Discipline II

When we think of discipline we normally think in terms of disciplining our children, or we reflect on times that our parents disciplined us. Discipline is almost always considered a consequence of a result from some action that has been taken. It seems that discipline is always considered a punishment.

Many words have multiple meanings and uses, therefore the reader or listener determines their own perception. Hang with me for just a moment while we think about the words we use. That apple is green, when in fact, the apple is red and yellow in color and we use the word green to mean that it isn’t ripe yet. A Granny Smith apple is always green so how can we determine if it’s ripe when it doesn’t change colors. That’s simple; you bite into it and if it’s good you eat it and if not, you throw it away. We seldom say exactly what we mean; neither do we use the best word or phrase to express ourselves. Surely the weatherman doesn’t want to always sound negative but they do when they say “There is a 40% chance of rain today,” which is negative.

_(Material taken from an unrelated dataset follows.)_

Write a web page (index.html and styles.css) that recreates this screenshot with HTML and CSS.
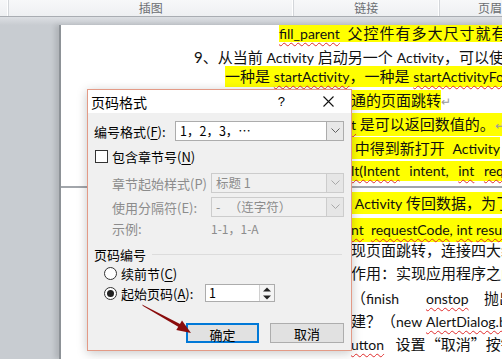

Wouldn’t it be much more positive to say, “There is a 60% chance of no rain today?”

According to Webster’s, the primary meanings of discipline is a field of learning. It is training to develop self-control, proper or orderly conduct. It is submission, subjection to control or regulation. It is a set of rules. Lastly it is punishment or to train to obedience. Of all these meanings I want to omit punishment and focus on all the others. They represent the type discipline I want us to think about.